If you manage to make it safely onto or off of the runway, you still have to contend with Brazilian air traffic control, which is controlled by the Brazilian military, an increasingly disenfranchised institution that has resisted transition to civilian control, perhaps because in peacetime, it needs as many reasons to justify its existence as are available. Air traffic infrastructure is woefully out of date, and upgrading it, while ultimately necessary, is considered too expensive. The consequences of Brazil’s patchy radar system were particularly apparent in September when a Boeing 737 operated by another major Brazilian airline hit a private jet over part of the Amazon, with 154 casualties—an event that was followed by an air traffic control strike because workers felt they were being unfairly blamed for the accident.

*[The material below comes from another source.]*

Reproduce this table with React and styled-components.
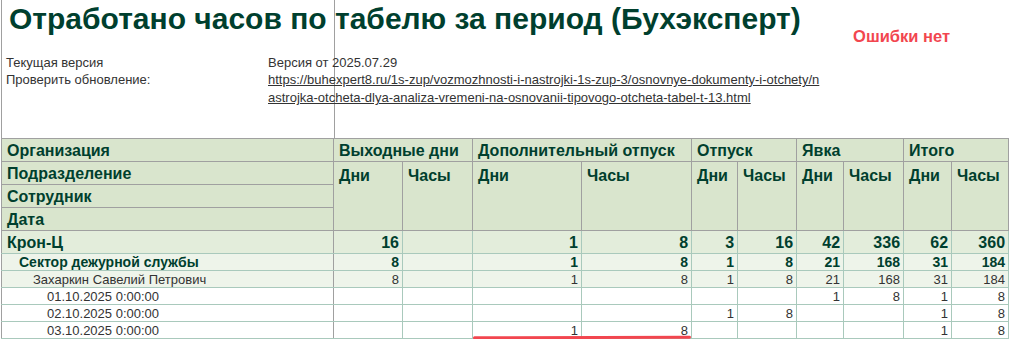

Brazilian air traffic control workers also complain about pay rates and a shortage of staff. An increase in either would mean more state expenditures, which the state has so far been unwilling to make.

The alternative, of course, is to force Brazilian air travel to conform to the limitations of the country’s existing infrastructure. This would mean scheduling fewer flights, which would result in less revenue from tourism, which is increasingly responsible for the country’s economic growth. State officials are not willing to do this either.

As long as the São Paulo runway stays too short, the air-traffic controllers stay underpaid and badly equipped, the market stays uncompetitive, and state officials stay in denial about the inevitability of more and worse accidents stemming from overcapacity in an already strained system, the likelihood that Tuesday’s accident won’t be, as news reports called it, “the country’s worst air disaster” only increases. And however gorgeous it is, I won’t be heading back to Brazil anytime soon.